- Heritage Valley Town Centre Location of Heritage Valley Town Centre in Edmonton
- Coordinates: 53°24′29″N 113°32′24″W﻿ / ﻿53.408°N 113.540°W
- Country: Canada
- Province: Alberta
- City: Edmonton
- Quadrant: SW
- Ward: Ipiihkoohkanipiaohtsi
- Sector: Southwest
- Area: Heritage Valley

Government
- • Administrative body: Edmonton City Council
- • Councillor: Jon Morgan
- Elevation: 696 m (2,283 ft)

= Heritage Valley Town Centre, Edmonton =

Heritage Valley Town Centre is a neighbourhood in southwest Edmonton, Alberta, Canada that was established in 2009 through the adoption of the Heritage Valley Town Centre Neighbourhood Area Structure Plan (NASP).

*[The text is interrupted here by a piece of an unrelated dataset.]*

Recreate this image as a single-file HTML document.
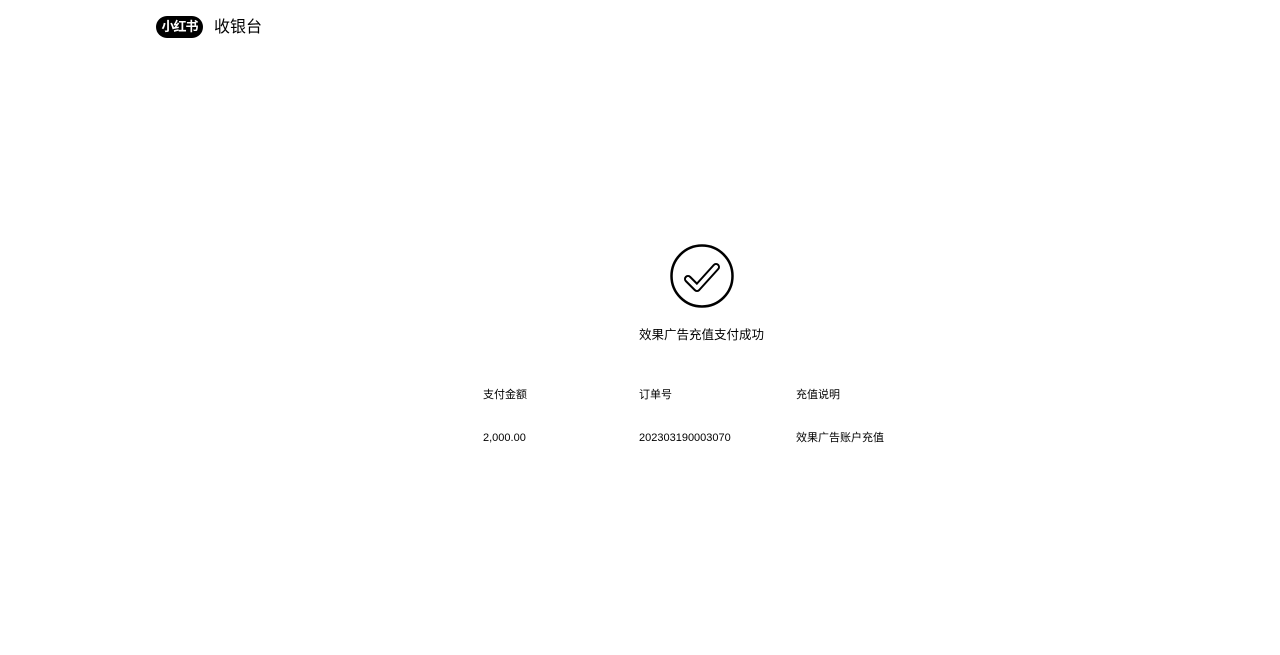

It is located within Heritage Valley and was originally considered Neighbourhood 5 within the Heritage Valley Servicing Concept Design Brief (SCDB).

Heritage Valley Town Centre is bounded on the west by the future extension of 127 Street SW, north by the future 25 Avenue SW, east by the future extension of James Mowatt Trail SW, and south by Heritage Valley Neighbourhood 9.